根据2000年全国人大常委会《关于〈中华人民共和国刑法〉第九十三条第二款的解释(2009修正)》相关规定,村民委员会等村基层组织人员协助人民政府从事土地征用补偿费用的管理工作时,属于刑法第九十三条第二款规定的“其他依照法律从事公务的人员”。根据《村民委员会组织法》第三条、第二十八条规定,村民小组是村民自治的共同体内部的一种组织形式,是自治的一个基本层次和自治活动的最小单位,村民小组可以具有协助政府从事行政管理的职能,村民小组组长是由村民推选并代表村小组履行职责的,由此可以认为村民小组长属于村委会等基层组织人员。

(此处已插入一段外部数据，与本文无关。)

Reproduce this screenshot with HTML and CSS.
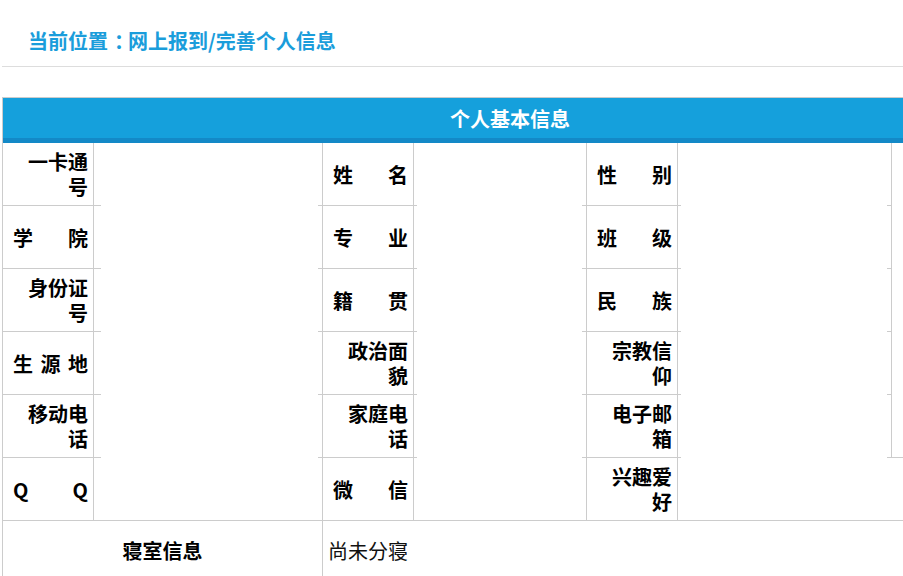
FILE: index.html
```html
<!DOCTYPE html>
<html lang="zh-CN">
<head>
<meta charset="utf-8">
<title>完善个人信息</title>
<link rel="stylesheet" href="styles.css">
</head>
<body>
<div class="page">
  <div class="crumb">当前位置<span class="punct">：</span>网上报到/完善个人信息</div>
  <div class="info">
    <div class="head">个人基本信息</div>

    <div class="lab"><span>一卡通号</span></div>
    <div class="val v1"></div>
    <div class="lab j"><span>姓名</span></div>
    <div class="val"></div>
    <div class="lab j"><span>性别</span></div>
    <div class="val"></div>
    <div class="photo"></div>

    <div class="lab j"><span>学院</span></div>
    <div class="val v1"></div>
    <div class="lab j"><span>专业</span></div>
    <div class="val"></div>
    <div class="lab j"><span>班级</span></div>
    <div class="val"></div>

    <div class="lab"><span>身份证号</span></div>
    <div class="val v1"></div>
    <div class="lab j"><span>籍贯</span></div>
    <div class="val"></div>
    <div class="lab j"><span>民族</span></div>
    <div class="val"></div>

    <div class="lab j"><span>生源地</span></div>
    <div class="val v1"></div>
    <div class="lab"><span>政治面貌</span></div>
    <div class="val"></div>
    <div class="lab"><span>宗教信仰</span></div>
    <div class="val"></div>

    <div class="lab"><span>移动电话</span></div>
    <div class="val v1"></div>
    <div class="lab"><span>家庭电话</span></div>
    <div class="val"></div>
    <div class="lab"><span>电子邮箱</span></div>
    <div class="val"></div>

    <div class="lab j"><span>Q Q</span></div>
    <div class="val end"></div>
    <div class="lab j"><span>微信</span></div>
    <div class="val end"></div>
    <div class="lab"><span>兴趣爱好</span></div>
    <div class="val end wide"></div>

    <div class="dorm-l">寝室信息</div>
    <div class="dorm-v">尚未分寝</div>
  </div>
</div>
</body>
</html>
```
FILE: styles.css
```css
html, body {
  margin: 0;
  padding: 0;
  overflow: hidden;
  background: #fff;
}

body {
  font-family: "Noto Sans CJK SC", "Noto Sans", sans-serif;
  color: #000;
}

.page {
  padding-left: 2px;
}

.crumb {
  padding: 26px 0 10px 26px;
  line-height: 30px;
  font-size: 20px;
  font-weight: bold;
  color: #1a9ddb;
  border-bottom: 1px solid #dddddd;
}

.crumb .punct {
  font-feature-settings: "halt";
  padding: 0 4px 0 6px;
}

.info {
  margin-top: 30px;
  width: 1015px;
  box-sizing: border-box;
  display: grid;
  grid-template-columns: 91px 229px 91px 173px 91px 214px 125px;
  grid-template-rows: 45px repeat(6, 63px) 58px;
  border-left: 1px solid #cccccc;
  border-top: 1px solid #cccccc;
}

.info > div {
  box-sizing: border-box;
}

.head {
  grid-column: 1 / -1;
  background: #15a0dc;
  border-bottom: 5px solid #1389c7;
  color: #fff;
  font-size: 20px;
  font-weight: bold;
  display: flex;
  align-items: center;
  justify-content: center;
}

.lab {
  border-right: 1px solid #cccccc;
  border-bottom: 1px solid #cccccc;
  padding: 0 5px 0 10px;
  display: flex;
  align-items: center;
  font-size: 20px;
  font-weight: bold;
  line-height: 25px;
}

.lab span {
  width: 100%;
  text-align: right;
}

.lab.j span {
  text-align: justify;
  text-align-last: justify;
}

.val {
  border-right: 1px solid #cccccc;
  background:
    linear-gradient(#cccccc, #cccccc) left bottom / 3px 1px no-repeat,
    linear-gradient(#cccccc, #cccccc) right bottom / 4px 1px no-repeat;
}

.val.v1 {
  background:
    linear-gradient(#cccccc, #cccccc) left bottom / 7px 1px no-repeat,
    linear-gradient(#cccccc, #cccccc) right bottom / 4px 1px no-repeat;
}

.val.end {
  border-bottom: 1px solid #cccccc;
  background: none;
}

.val.wide {
  grid-column: span 2;
  border-right: none;
}

.photo {
  grid-column: 7;
  grid-row: 2 / span 5;
  border-bottom: 1px solid #cccccc;
}

.dorm-l {
  grid-column: span 2;
  border-right: 1px solid #cccccc;
  display: flex;
  align-items: center;
  justify-content: center;
  font-size: 20px;
  font-weight: bold;
}

.dorm-v {
  grid-column: span 5;
  padding-left: 5px;
  display: flex;
  align-items: center;
  font-size: 20px;
  color: #111;
}
```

但本案中,不能简单地以法律规定的外在身份来判断张某的身份,还要从国家工作人员的本质属性“依照法律从事公务”这一关键来分析判断。村民小组长作为基层组织人员,在履职过程中,既可能是协助政府从事行政管理活动,也可能是管理村组的集体事务。若其从事的仅是村小组的集体事务,则并不属于公务范畴,不能以国家工作人员论。本案中,张某并不是政府征地小组的成员,并不具有国家授与的从事公务身份,而其协助做好征地拆迁工作,其处理的事务是促成某公司与村六组集体经济组织之间达成合理的征地补偿协议。根据《土地管理法》第十条规定:“农民集体所有的土地依法属于村农民集体所有的,由村集体经济组织或者村民委员会经营、管理;已经分别属于村内两个以上农村集体经济组织的农民集体所有的,由村内各该农村集体经济组织或者村民小组经营、管理……”因此,村民小组作为村集体经济组织,拥有土地所有权、使用权,并承担一定的法律后果,村民小组可以直接与某公司协商签订征地补偿协议,二者之间是民事法律关系,政府的征地拆迁小组虽参与征地拆迁工作,但仅是协调二者达成合理协议,并不具有行政管理性质,并不强制二者之间产生或变更法律关系。因此,张某处理事务仅是村小组的集体事务,在此情形下,不能以国家工作人员论。
《土地管理法实施条例》第二十六条规定:“土地补偿费归农村集体经济组织所有;地上附着物及青苗补偿费归地上附着物及青苗的所有者所有。”因此,征地拆迁等补偿费用属于村民小组的,一经支付到位即为村民小组集体所有。本案中,村民六组的补偿费用是由某公司直接支付,并非财政拨款,且该笔钱已经经由村委会分发到村六组,此时该笔补偿款所有权直接归为村六组。因此,张某挪用的钱款只是村六组的集体资金,不是公款。
据1999年6月最高人民法院《关于村民小组组长利用职务便利非法占有公共财物行为如何定性问题的批复》规定“对村民小组组长利用职务上的便利,将村民小组集体财产非法占为已有,数额较大的行为,应当依照刑法第二百七十一条第一款的规定,以职务侵占罪定罪处罚”,因此,村民小组组长可以是职务侵占罪的犯罪主体。该条规定虽没具体规定村民小组组长挪用村民小组资金行为,但挪用资金罪与职务侵占罪在犯罪主体方面,都是一般主体。参照此规定,村民小组组长也是挪用资金罪的犯罪主体。